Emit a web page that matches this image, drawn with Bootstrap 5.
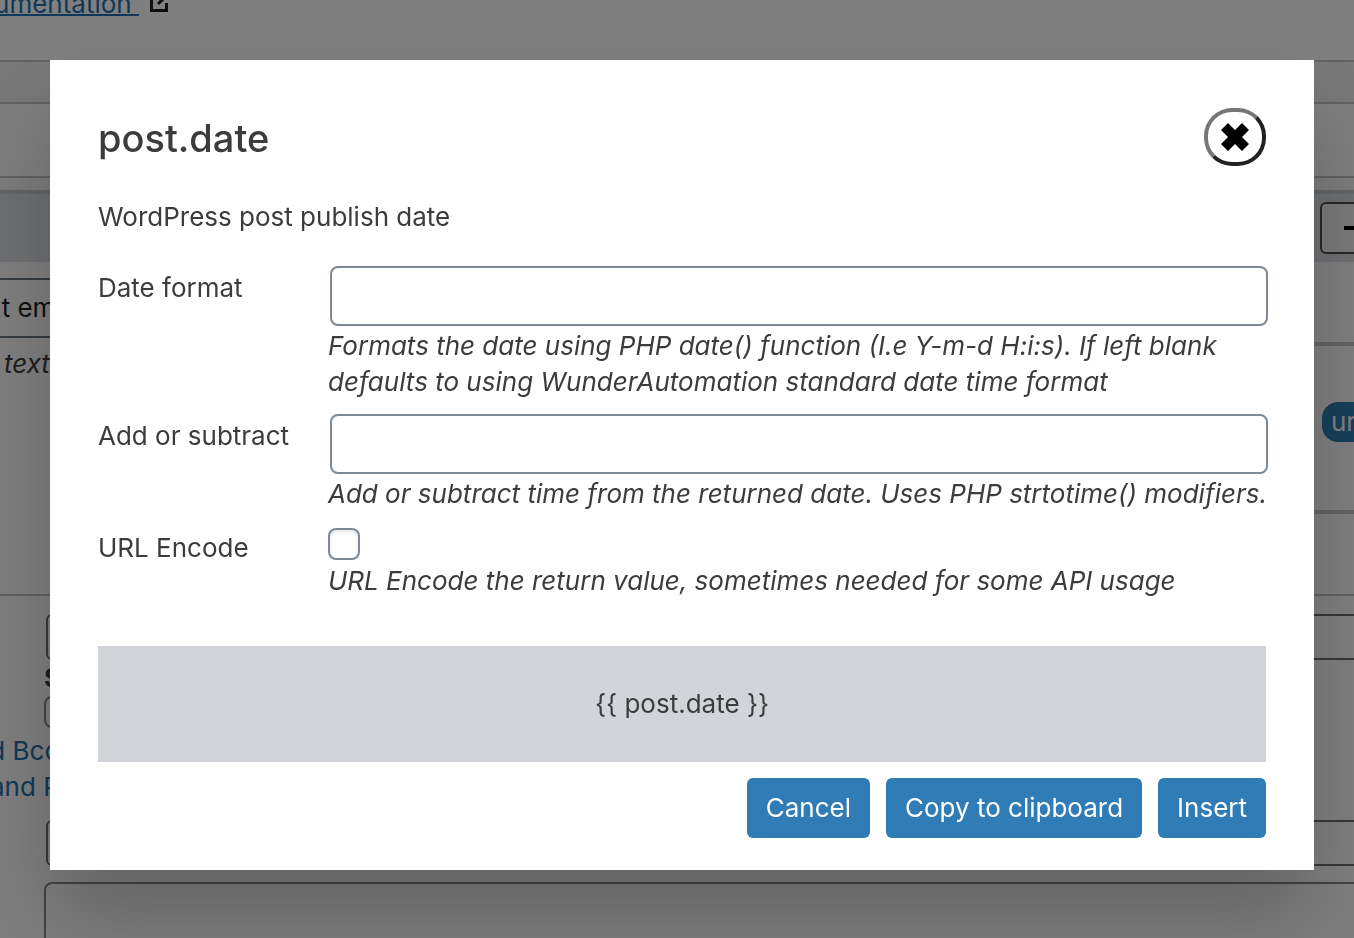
<!DOCTYPE html>
<html lang="en">
<head>
<meta charset="utf-8">
<meta name="viewport" content="width=device-width, initial-scale=1">
<title>post.date</title>
<link href="https://cdn.jsdelivr.net/npm/bootstrap@5.3.0/dist/css/bootstrap.min.css" rel="stylesheet">
<script src="https://cdn.jsdelivr.net/npm/bootstrap@5.3.0/dist/js/bootstrap.bundle.min.js"></script>
<style>
  body { font-family: Inter, "Liberation Sans", sans-serif; font-size: 26px; line-height: 36px; color: #3c3c3c; background: #fff; height: 100vh; overflow: hidden; }
  a { color: #2271b1; text-decoration-thickness: 2px; }
  /* editor page behind the dialog */
  .intro { height: 62px; border-bottom: 2px solid #c3c4c7; }
  .crumb { width: 139px; height: 22px; overflow: hidden; line-height: 36px; align-items: flex-end; }
  .strip { height: 42px; background: #f0f0f1; border-bottom: 2px solid #c3c4c7; }
  .titlebar { height: 74px; border-bottom: 2px solid #c3c4c7; }
  .spacer { height: 12px; background: #f8f8f8; }
  .panels { height: 406px; border-bottom: 2px solid #c3c4c7; }
  .panel-head { height: 72px; background: #dcdfe4; border-top: 4px solid #c6c9ce; padding-top: 8px; }
  .minus-btn { width: 60px; height: 52px; border: 2px solid #505050; border-radius: 6px; background: #f3f3f3; margin-right: -26px; padding: 0 0 0 22px; text-align: left; }
  .side { width: 50px; }
  .cell-a { height: 84px; border-bottom: 4px solid #c6c9ce; }
  .cell-b { height: 168px; border-bottom: 4px solid #c6c9ce; padding: 56px 0 0 18px; }
  .pill { height: 40px; width: 90px; background: #2f80b5; border-radius: 16px; color: #fff; padding: 2px 9px; }
  .kind { width: 400px; height: 60px; margin: 16px 0 0 -8px; border: 2px solid #6c7781; color: #1e1e1e; display: flex; align-items: center; }
  .cut { width: 76px; overflow: hidden; white-space: nowrap; }
  .lower { padding: 18px 0 0 44px; }
  .line-input { display: block; width: calc(100% + 20px); height: 46px; margin-left: 2px; border: 2px solid #707070; border-radius: 6px; background: #fff; }
  .box-check { appearance: none; display: block; width: 32px; height: 32px; border: 2px solid #7e8993; border-radius: 8px; margin: 0; }
  .long-text { display: block; width: calc(100% + 20px); height: 90px; border: 2px solid #7e8993; border-radius: 8px; resize: none; }
  .links { margin: 5px 0 15px -54px; }
  .links a { text-decoration: none; display: block; }
  .links a:first-child { margin-left: -16px; }
  /* dialog */
  .param-dialog { max-width: none; margin: 60px 40px 0 50px; }
  .param-box { border: 0; border-radius: 0; padding: 48px 48px 32px; background: #fff; color: #3c3c3c; box-shadow: 0 50px 80px rgba(0,0,0,.22); }
  .param-title { font-size: 38px; line-height: 60px; font-weight: 450; }
  .round-close { width: 62px; height: 58px; border: 4px solid; border-color: #767676 #212121 #212121 #767676; border-radius: 28px; background: #fff; }
  .summary { margin: 31px 0; }
  .param-form { display: grid; grid-template-columns: 230px 1fr; row-gap: 14px; margin: 0 -2px 47px 0; }
  .param-form > label { padding-top: 4px; }
  .param-input { display: block; height: 60px; width: calc(100% - 2px); margin-left: 2px; margin-bottom: 2px; border: 2px solid #7e8993; border-radius: 8px; padding: 0 16px; }
  .tick { appearance: none; display: block; width: 32px; height: 32px; border: 2px solid #7e8993; border-radius: 8px; margin: 2px 0 3px; background: #fff; box-shadow: inset 0 2px 4px rgba(0,0,0,.1); }
  .hint { font-style: italic; margin: 0; }
  .preview { height: 116px; background: #d1d5da; }
  .act { background: #2f7cb6; color: #fff; border: 0; border-radius: 6px; height: 60px; padding: 0 19px; font-size: 26px; line-height: 36px; }
  .act:hover { background: #2a6fa3; color: #fff; }
</style>
</head>
<body>
<main>
  <header class="intro d-flex">
    <div class="crumb d-flex justify-content-end"><a href="#">umentation&nbsp;</a></div>
    <svg class="ms-2" width="24" height="16" viewBox="0 0 24 16" fill="none" stroke="#1d1d1d" stroke-width="3"><path d="M8 -4H4.500V10.500H19.500V3M11 4L20 -5"/></svg>
  </header>
  <div class="strip"></div>
  <div class="titlebar"></div>
  <div class="spacer"></div>
  <section class="panels">
    <div class="panel-head d-flex justify-content-end"><button class="minus-btn" type="button" aria-label="Remove"><svg class="d-block" width="20" height="4"><path d="M0 2H20" stroke="#000" stroke-width="4"/></svg></button></div>
    <div class="d-flex justify-content-between">
      <div>
        <div class="kind"><div class="cut d-flex justify-content-end">xt ema</div></div>
        <em class="d-block mt-2 ps-1">text</em>
      </div>
      <div class="side">
        <div class="cell-a"></div>
        <div class="cell-b"><div class="pill">url</div></div>
      </div>
    </div>
  </section>
  <section class="lower">
    <input class="line-input" type="text" aria-label="Subject">
    <strong class="d-block">S</strong>
    <input class="box-check" type="checkbox" aria-label="Show Bcc">
    <div class="links"><a href="#">nd Bcc</a><a href="#">and P</a></div>
    <input class="line-input" type="text" aria-label="Recipient">
    <textarea class="long-text mt-3" aria-label="Content"></textarea>
  </section>
</main>

<div class="modal-backdrop show"></div>
<div class="modal show d-block" role="dialog" aria-labelledby="dlg-title">
  <div class="modal-dialog param-dialog">
    <div class="modal-content param-box">
      <div class="d-flex justify-content-between">
        <h1 class="param-title m-0" id="dlg-title">post.date</h1>
        <button class="round-close d-flex align-items-center justify-content-center p-0" type="button" aria-label="Close">
          <svg width="30" height="30" viewBox="0 0 30 30"><path d="M8 1L15 8L22 1L29 8L22 15L29 22L22 29L15 22L8 29L1 22L8 15L1 8Z"/></svg>
        </button>
      </div>
      <p class="summary">WordPress post publish date</p>
      <form class="param-form">
        <label for="fmt">Date format</label>
        <div>
          <input class="param-input" id="fmt" type="text">
          <p class="hint">Formats the date using PHP date() function (I.e Y-m-d H:i:s). If left blank defaults to using WunderAutomation standard date time format</p>
        </div>
        <label for="add">Add or subtract</label>
        <div>
          <input class="param-input" id="add" type="text">
          <p class="hint">Add or subtract time from the returned date. Uses PHP strtotime() modifiers.</p>
        </div>
        <label for="enc">URL Encode</label>
        <div>
          <input class="tick" id="enc" type="checkbox">
          <p class="hint">URL Encode the return value, sometimes needed for some API usage</p>
        </div>
      </form>
      <div class="preview d-flex align-items-center justify-content-center">{{ post.date }}</div>
      <div class="d-flex justify-content-end gap-3 mt-3">
        <button class="btn act" type="button">Cancel</button>
        <button class="btn act" type="button">Copy to clipboard</button>
        <button class="btn act" type="button">Insert</button>
      </div>
    </div>
  </div>
</div>
</body>
</html>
════════════════════
• **What the exercise asks**
Images in the data above are to be skipped. Retype all other material exactly.

• **Solution to this problem**
Emit a web page that matches this image, drawn with Bootstrap 5.
<!DOCTYPE html>
<html lang="en">
<head>
<meta charset="utf-8">
<meta name="viewport" content="width=device-width, initial-scale=1">
<title>post.date</title>
<link href="https://cdn.jsdelivr.net/npm/bootstrap@5.3.0/dist/css/bootstrap.min.css" rel="stylesheet">
<script src="https://cdn.jsdelivr.net/npm/bootstrap@5.3.0/dist/js/bootstrap.bundle.min.js"></script>
<style>
  body { font-family: Inter, "Liberation Sans", sans-serif; font-size: 26px; line-height: 36px; color: #3c3c3c; background: #fff; height: 100vh; overflow: hidden; }
  a { color: #2271b1; text-decoration-thickness: 2px; }
  /* editor page behind the dialog */
  .intro { height: 62px; border-bottom: 2px solid #c3c4c7; }
  .crumb { width: 139px; height: 22px; overflow: hidden; line-height: 36px; align-items: flex-end; }
  .strip { height: 42px; background: #f0f0f1; border-bottom: 2px solid #c3c4c7; }
  .titlebar { height: 74px; border-bottom: 2px solid #c3c4c7; }
  .spacer { height: 12px; background: #f8f8f8; }
  .panels { height: 406px; border-bottom: 2px solid #c3c4c7; }
  .panel-head { height: 72px; background: #dcdfe4; border-top: 4px solid #c6c9ce; padding-top: 8px; }
  .minus-btn { width: 60px; height: 52px; border: 2px solid #505050; border-radius: 6px; background: #f3f3f3; margin-right: -26px; padding: 0 0 0 22px; text-align: left; }
  .side { width: 50px; }
  .cell-a { height: 84px; border-bottom: 4px solid #c6c9ce; }
  .cell-b { height: 168px; border-bottom: 4px solid #c6c9ce; padding: 56px 0 0 18px; }
  .pill { height: 40px; width: 90px; background: #2f80b5; border-radius: 16px; color: #fff; padding: 2px 9px; }
  .kind { width: 400px; height: 60px; margin: 16px 0 0 -8px; border: 2px solid #6c7781; color: #1e1e1e; display: flex; align-items: center; }
  .cut { width: 76px; overflow: hidden; white-space: nowrap; }
  .lower { padding: 18px 0 0 44px; }
  .line-input { display: block; width: calc(100% + 20px); height: 46px; margin-left: 2px; border: 2px solid #707070; border-radius: 6px; background: #fff; }
  .box-check { appearance: none; display: block; width: 32px; height: 32px; border: 2px solid #7e8993; border-radius: 8px; margin: 0; }
  .long-text { display: block; width: calc(100% + 20px); height: 90px; border: 2px solid #7e8993; border-radius: 8px; resize: none; }
  .links { margin: 5px 0 15px -54px; }
  .links a { text-decoration: none; display: block; }
  .links a:first-child { margin-left: -16px; }
  /* dialog */
  .param-dialog { max-width: none; margin: 60px 40px 0 50px; }
  .param-box { border: 0; border-radius: 0; padding: 48px 48px 32px; background: #fff; color: #3c3c3c; box-shadow: 0 50px 80px rgba(0,0,0,.22); }
  .param-title { font-size: 38px; line-height: 60px; font-weight: 450; }
  .round-close { width: 62px; height: 58px; border: 4px solid; border-color: #767676 #212121 #212121 #767676; border-radius: 28px; background: #fff; }
  .summary { margin: 31px 0; }
  .param-form { display: grid; grid-template-columns: 230px 1fr; row-gap: 14px; margin: 0 -2px 47px 0; }
  .param-form > label { padding-top: 4px; }
  .param-input { display: block; height: 60px; width: calc(100% - 2px); margin-left: 2px; margin-bottom: 2px; border: 2px solid #7e8993; border-radius: 8px; padding: 0 16px; }
  .tick { appearance: none; display: block; width: 32px; height: 32px; border: 2px solid #7e8993; border-radius: 8px; margin: 2px 0 3px; background: #fff; box-shadow: inset 0 2px 4px rgba(0,0,0,.1); }
  .hint { font-style: italic; margin: 0; }
  .preview { height: 116px; background: #d1d5da; }
  .act { background: #2f7cb6; color: #fff; border: 0; border-radius: 6px; height: 60px; padding: 0 19px; font-size: 26px; line-height: 36px; }
  .act:hover { background: #2a6fa3; color: #fff; }
</style>
</head>
<body>
<main>
  <header class="intro d-flex">
    <div class="crumb d-flex justify-content-end"><a href="#">umentation&nbsp;</a></div>
    <svg class="ms-2" width="24" height="16" viewBox="0 0 24 16" fill="none" stroke="#1d1d1d" stroke-width="3"><path d="M8 -4H4.500V10.500H19.500V3M11 4L20 -5"/></svg>
  </header>
  <div class="strip"></div>
  <div class="titlebar"></div>
  <div class="spacer"></div>
  <section class="panels">
    <div class="panel-head d-flex justify-content-end"><button class="minus-btn" type="button" aria-label="Remove"><svg class="d-block" width="20" height="4"><path d="M0 2H20" stroke="#000" stroke-width="4"/></svg></button></div>
    <div class="d-flex justify-content-between">
      <div>
        <div class="kind"><div class="cut d-flex justify-content-end">xt ema</div></div>
        <em class="d-block mt-2 ps-1">text</em>
      </div>
      <div class="side">
        <div class="cell-a"></div>
        <div class="cell-b"><div class="pill">url</div></div>
      </div>
    </div>
  </section>
  <section class="lower">
    <input class="line-input" type="text" aria-label="Subject">
    <strong class="d-block">S</strong>
    <input class="box-check" type="checkbox" aria-label="Show Bcc">
    <div class="links"><a href="#">nd Bcc</a><a href="#">and P</a></div>
    <input class="line-input" type="text" aria-label="Recipient">
    <textarea class="long-text mt-3" aria-label="Content"></textarea>
  </section>
</main>

<div class="modal-backdrop show"></div>
<div class="modal show d-block" role="dialog" aria-labelledby="dlg-title">
  <div class="modal-dialog param-dialog">
    <div class="modal-content param-box">
      <div class="d-flex justify-content-between">
        <h1 class="param-title m-0" id="dlg-title">post.date</h1>
        <button class="round-close d-flex align-items-center justify-content-center p-0" type="button" aria-label="Close">
          <svg width="30" height="30" viewBox="0 0 30 30"><path d="M8 1L15 8L22 1L29 8L22 15L29 22L22 29L15 22L8 29L1 22L8 15L1 8Z"/></svg>
        </button>
      </div>
      <p class="summary">WordPress post publish date</p>
      <form class="param-form">
        <label for="fmt">Date format</label>
        <div>
          <input class="param-input" id="fmt" type="text">
          <p class="hint">Formats the date using PHP date() function (I.e Y-m-d H:i:s). If left blank defaults to using WunderAutomation standard date time format</p>
        </div>
        <label for="add">Add or subtract</label>
        <div>
          <input class="param-input" id="add" type="text">
          <p class="hint">Add or subtract time from the returned date. Uses PHP strtotime() modifiers.</p>
        </div>
        <label for="enc">URL Encode</label>
        <div>
          <input class="tick" id="enc" type="checkbox">
          <p class="hint">URL Encode the return value, sometimes needed for some API usage</p>
        </div>
      </form>
      <div class="preview d-flex align-items-center justify-content-center">{{ post.date }}</div>
      <div class="d-flex justify-content-end gap-3 mt-3">
        <button class="btn act" type="button">Cancel</button>
        <button class="btn act" type="button">Copy to clipboard</button>
        <button class="btn act" type="button">Insert</button>
      </div>
    </div>
  </div>
</div>
</body>
</html>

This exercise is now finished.